**CHALLENGE**
Quote all of the data that follows exactly as written, skipping the images.

**DATASET SECTION**
◇ ◇ ◇ ◇ ◇ ◇ ◇

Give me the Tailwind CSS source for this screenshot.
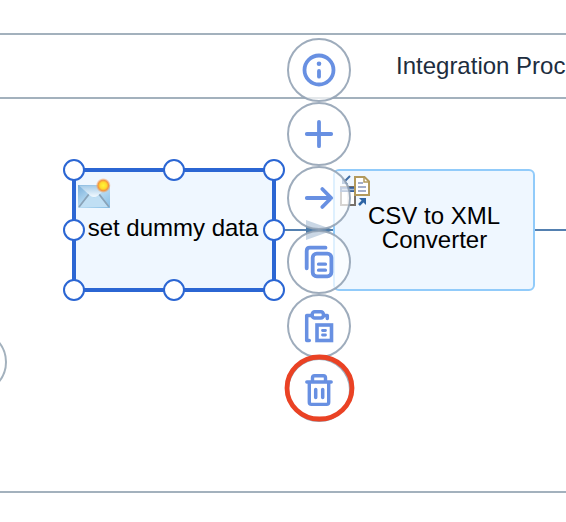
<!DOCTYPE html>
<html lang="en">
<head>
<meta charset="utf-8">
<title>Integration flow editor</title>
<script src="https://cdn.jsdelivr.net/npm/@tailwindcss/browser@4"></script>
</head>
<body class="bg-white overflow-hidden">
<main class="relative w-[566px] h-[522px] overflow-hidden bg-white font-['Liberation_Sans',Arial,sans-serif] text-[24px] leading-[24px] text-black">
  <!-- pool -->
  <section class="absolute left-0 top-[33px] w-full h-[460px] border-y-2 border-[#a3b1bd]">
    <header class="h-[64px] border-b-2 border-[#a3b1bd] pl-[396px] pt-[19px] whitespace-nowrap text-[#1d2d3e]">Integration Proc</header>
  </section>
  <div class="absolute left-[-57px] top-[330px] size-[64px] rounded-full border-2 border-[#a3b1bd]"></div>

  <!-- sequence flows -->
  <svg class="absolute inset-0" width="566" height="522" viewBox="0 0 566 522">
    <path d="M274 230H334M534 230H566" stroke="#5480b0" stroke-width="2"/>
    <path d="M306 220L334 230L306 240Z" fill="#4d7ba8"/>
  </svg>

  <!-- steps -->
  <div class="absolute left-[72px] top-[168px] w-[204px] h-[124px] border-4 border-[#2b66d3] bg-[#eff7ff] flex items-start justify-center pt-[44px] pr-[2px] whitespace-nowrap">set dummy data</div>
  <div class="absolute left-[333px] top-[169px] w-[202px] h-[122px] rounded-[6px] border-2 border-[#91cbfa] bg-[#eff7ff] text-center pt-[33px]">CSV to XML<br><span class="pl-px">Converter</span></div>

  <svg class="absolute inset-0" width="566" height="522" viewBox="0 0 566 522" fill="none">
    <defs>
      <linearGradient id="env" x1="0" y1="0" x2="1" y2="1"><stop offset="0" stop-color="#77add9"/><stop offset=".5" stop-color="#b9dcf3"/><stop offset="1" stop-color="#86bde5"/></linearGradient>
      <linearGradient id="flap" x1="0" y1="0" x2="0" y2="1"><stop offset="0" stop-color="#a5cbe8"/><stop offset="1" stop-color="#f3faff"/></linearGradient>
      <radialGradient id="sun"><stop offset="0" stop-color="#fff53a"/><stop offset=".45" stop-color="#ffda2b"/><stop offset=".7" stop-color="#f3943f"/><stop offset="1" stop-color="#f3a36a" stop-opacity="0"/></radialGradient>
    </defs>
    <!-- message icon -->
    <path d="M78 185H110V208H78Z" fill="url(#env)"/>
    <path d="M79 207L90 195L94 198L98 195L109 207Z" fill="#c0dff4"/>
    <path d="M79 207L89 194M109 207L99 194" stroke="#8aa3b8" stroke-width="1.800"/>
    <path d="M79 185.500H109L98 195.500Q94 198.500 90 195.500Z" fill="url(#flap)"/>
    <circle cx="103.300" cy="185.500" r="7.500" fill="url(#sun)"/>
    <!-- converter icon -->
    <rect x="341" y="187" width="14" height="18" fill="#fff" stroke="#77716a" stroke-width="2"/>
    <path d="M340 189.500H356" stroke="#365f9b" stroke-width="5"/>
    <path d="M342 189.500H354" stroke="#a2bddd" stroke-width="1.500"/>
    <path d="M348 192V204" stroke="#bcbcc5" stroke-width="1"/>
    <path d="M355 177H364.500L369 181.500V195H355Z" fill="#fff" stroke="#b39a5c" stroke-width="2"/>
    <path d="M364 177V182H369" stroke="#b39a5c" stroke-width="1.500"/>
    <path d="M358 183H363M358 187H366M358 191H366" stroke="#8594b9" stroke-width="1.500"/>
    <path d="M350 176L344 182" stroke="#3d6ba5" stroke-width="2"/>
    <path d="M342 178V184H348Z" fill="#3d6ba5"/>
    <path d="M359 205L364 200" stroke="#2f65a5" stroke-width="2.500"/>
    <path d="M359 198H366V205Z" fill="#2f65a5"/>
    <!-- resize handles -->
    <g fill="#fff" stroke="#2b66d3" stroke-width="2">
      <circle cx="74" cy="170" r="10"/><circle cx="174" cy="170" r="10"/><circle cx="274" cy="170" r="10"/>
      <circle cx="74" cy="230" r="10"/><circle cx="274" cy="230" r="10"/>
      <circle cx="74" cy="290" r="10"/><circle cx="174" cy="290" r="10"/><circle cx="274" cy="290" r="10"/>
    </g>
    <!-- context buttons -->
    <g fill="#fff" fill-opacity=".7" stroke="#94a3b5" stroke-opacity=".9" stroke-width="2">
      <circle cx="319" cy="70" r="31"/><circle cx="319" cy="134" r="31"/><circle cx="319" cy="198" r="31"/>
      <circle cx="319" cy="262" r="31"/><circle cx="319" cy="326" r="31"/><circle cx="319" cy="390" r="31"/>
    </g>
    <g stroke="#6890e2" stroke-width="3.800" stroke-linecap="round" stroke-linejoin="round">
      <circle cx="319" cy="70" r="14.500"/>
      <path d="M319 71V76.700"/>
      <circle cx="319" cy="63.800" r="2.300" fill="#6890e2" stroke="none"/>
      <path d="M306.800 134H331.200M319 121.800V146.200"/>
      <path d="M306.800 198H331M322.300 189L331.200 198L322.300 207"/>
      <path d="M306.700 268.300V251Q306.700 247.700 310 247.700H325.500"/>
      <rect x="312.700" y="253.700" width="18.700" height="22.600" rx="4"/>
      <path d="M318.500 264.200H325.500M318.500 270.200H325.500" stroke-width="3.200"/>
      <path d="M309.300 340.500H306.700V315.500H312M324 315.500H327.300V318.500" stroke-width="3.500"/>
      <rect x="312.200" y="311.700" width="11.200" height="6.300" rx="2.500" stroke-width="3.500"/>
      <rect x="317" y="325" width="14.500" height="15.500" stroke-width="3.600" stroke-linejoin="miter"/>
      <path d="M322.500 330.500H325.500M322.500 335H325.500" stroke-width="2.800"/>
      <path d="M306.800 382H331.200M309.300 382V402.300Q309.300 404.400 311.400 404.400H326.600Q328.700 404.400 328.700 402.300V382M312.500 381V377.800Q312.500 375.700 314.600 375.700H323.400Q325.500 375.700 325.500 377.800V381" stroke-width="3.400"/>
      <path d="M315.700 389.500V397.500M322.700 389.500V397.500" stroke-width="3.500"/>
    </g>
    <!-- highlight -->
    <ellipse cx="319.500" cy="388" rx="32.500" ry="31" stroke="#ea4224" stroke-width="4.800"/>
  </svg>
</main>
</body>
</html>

◇ ◇ ◇ ◇ ◇ ◇ ◇

**RESPONSE TO THIS TASK**
Give me the Tailwind CSS source for this screenshot.
<!DOCTYPE html>
<html lang="en">
<head>
<meta charset="utf-8">
<title>Integration flow editor</title>
<script src="https://cdn.jsdelivr.net/npm/@tailwindcss/browser@4"></script>
</head>
<body class="bg-white overflow-hidden">
<main class="relative w-[566px] h-[522px] overflow-hidden bg-white font-['Liberation_Sans',Arial,sans-serif] text-[24px] leading-[24px] text-black">
  <!-- pool -->
  <section class="absolute left-0 top-[33px] w-full h-[460px] border-y-2 border-[#a3b1bd]">
    <header class="h-[64px] border-b-2 border-[#a3b1bd] pl-[396px] pt-[19px] whitespace-nowrap text-[#1d2d3e]">Integration Proc</header>
  </section>
  <div class="absolute left-[-57px] top-[330px] size-[64px] rounded-full border-2 border-[#a3b1bd]"></div>

  <!-- sequence flows -->
  <svg class="absolute inset-0" width="566" height="522" viewBox="0 0 566 522">
    <path d="M274 230H334M534 230H566" stroke="#5480b0" stroke-width="2"/>
    <path d="M306 220L334 230L306 240Z" fill="#4d7ba8"/>
  </svg>

  <!-- steps -->
  <div class="absolute left-[72px] top-[168px] w-[204px] h-[124px] border-4 border-[#2b66d3] bg-[#eff7ff] flex items-start justify-center pt-[44px] pr-[2px] whitespace-nowrap">set dummy data</div>
  <div class="absolute left-[333px] top-[169px] w-[202px] h-[122px] rounded-[6px] border-2 border-[#91cbfa] bg-[#eff7ff] text-center pt-[33px]">CSV to XML<br><span class="pl-px">Converter</span></div>

  <svg class="absolute inset-0" width="566" height="522" viewBox="0 0 566 522" fill="none">
    <defs>
      <linearGradient id="env" x1="0" y1="0" x2="1" y2="1"><stop offset="0" stop-color="#77add9"/><stop offset=".5" stop-color="#b9dcf3"/><stop offset="1" stop-color="#86bde5"/></linearGradient>
      <linearGradient id="flap" x1="0" y1="0" x2="0" y2="1"><stop offset="0" stop-color="#a5cbe8"/><stop offset="1" stop-color="#f3faff"/></linearGradient>
      <radialGradient id="sun"><stop offset="0" stop-color="#fff53a"/><stop offset=".45" stop-color="#ffda2b"/><stop offset=".7" stop-color="#f3943f"/><stop offset="1" stop-color="#f3a36a" stop-opacity="0"/></radialGradient>
    </defs>
    <!-- message icon -->
    <path d="M78 185H110V208H78Z" fill="url(#env)"/>
    <path d="M79 207L90 195L94 198L98 195L109 207Z" fill="#c0dff4"/>
    <path d="M79 207L89 194M109 207L99 194" stroke="#8aa3b8" stroke-width="1.800"/>
    <path d="M79 185.500H109L98 195.500Q94 198.500 90 195.500Z" fill="url(#flap)"/>
    <circle cx="103.300" cy="185.500" r="7.500" fill="url(#sun)"/>
    <!-- converter icon -->
    <rect x="341" y="187" width="14" height="18" fill="#fff" stroke="#77716a" stroke-width="2"/>
    <path d="M340 189.500H356" stroke="#365f9b" stroke-width="5"/>
    <path d="M342 189.500H354" stroke="#a2bddd" stroke-width="1.500"/>
    <path d="M348 192V204" stroke="#bcbcc5" stroke-width="1"/>
    <path d="M355 177H364.500L369 181.500V195H355Z" fill="#fff" stroke="#b39a5c" stroke-width="2"/>
    <path d="M364 177V182H369" stroke="#b39a5c" stroke-width="1.500"/>
    <path d="M358 183H363M358 187H366M358 191H366" stroke="#8594b9" stroke-width="1.500"/>
    <path d="M350 176L344 182" stroke="#3d6ba5" stroke-width="2"/>
    <path d="M342 178V184H348Z" fill="#3d6ba5"/>
    <path d="M359 205L364 200" stroke="#2f65a5" stroke-width="2.500"/>
    <path d="M359 198H366V205Z" fill="#2f65a5"/>
    <!-- resize handles -->
    <g fill="#fff" stroke="#2b66d3" stroke-width="2">
      <circle cx="74" cy="170" r="10"/><circle cx="174" cy="170" r="10"/><circle cx="274" cy="170" r="10"/>
      <circle cx="74" cy="230" r="10"/><circle cx="274" cy="230" r="10"/>
      <circle cx="74" cy="290" r="10"/><circle cx="174" cy="290" r="10"/><circle cx="274" cy="290" r="10"/>
    </g>
    <!-- context buttons -->
    <g fill="#fff" fill-opacity=".7" stroke="#94a3b5" stroke-opacity=".9" stroke-width="2">
      <circle cx="319" cy="70" r="31"/><circle cx="319" cy="134" r="31"/><circle cx="319" cy="198" r="31"/>
      <circle cx="319" cy="262" r="31"/><circle cx="319" cy="326" r="31"/><circle cx="319" cy="390" r="31"/>
    </g>
    <g stroke="#6890e2" stroke-width="3.800" stroke-linecap="round" stroke-linejoin="round">
      <circle cx="319" cy="70" r="14.500"/>
      <path d="M319 71V76.700"/>
      <circle cx="319" cy="63.800" r="2.300" fill="#6890e2" stroke="none"/>
      <path d="M306.800 134H331.200M319 121.800V146.200"/>
      <path d="M306.800 198H331M322.300 189L331.200 198L322.300 207"/>
      <path d="M306.700 268.300V251Q306.700 247.700 310 247.700H325.500"/>
      <rect x="312.700" y="253.700" width="18.700" height="22.600" rx="4"/>
      <path d="M318.500 264.200H325.500M318.500 270.200H325.500" stroke-width="3.200"/>
      <path d="M309.300 340.500H306.700V315.500H312M324 315.500H327.300V318.500" stroke-width="3.500"/>
      <rect x="312.200" y="311.700" width="11.200" height="6.300" rx="2.500" stroke-width="3.500"/>
      <rect x="317" y="325" width="14.500" height="15.500" stroke-width="3.600" stroke-linejoin="miter"/>
      <path d="M322.500 330.500H325.500M322.500 335H325.500" stroke-width="2.800"/>
      <path d="M306.800 382H331.200M309.300 382V402.300Q309.300 404.400 311.400 404.400H326.600Q328.700 404.400 328.700 402.300V382M312.500 381V377.800Q312.500 375.700 314.600 375.700H323.400Q325.500 375.700 325.500 377.800V381" stroke-width="3.400"/>
      <path d="M315.700 389.500V397.500M322.700 389.500V397.500" stroke-width="3.500"/>
    </g>
    <!-- highlight -->
    <ellipse cx="319.500" cy="388" rx="32.500" ry="31" stroke="#ea4224" stroke-width="4.800"/>
  </svg>
</main>
</body>
</html>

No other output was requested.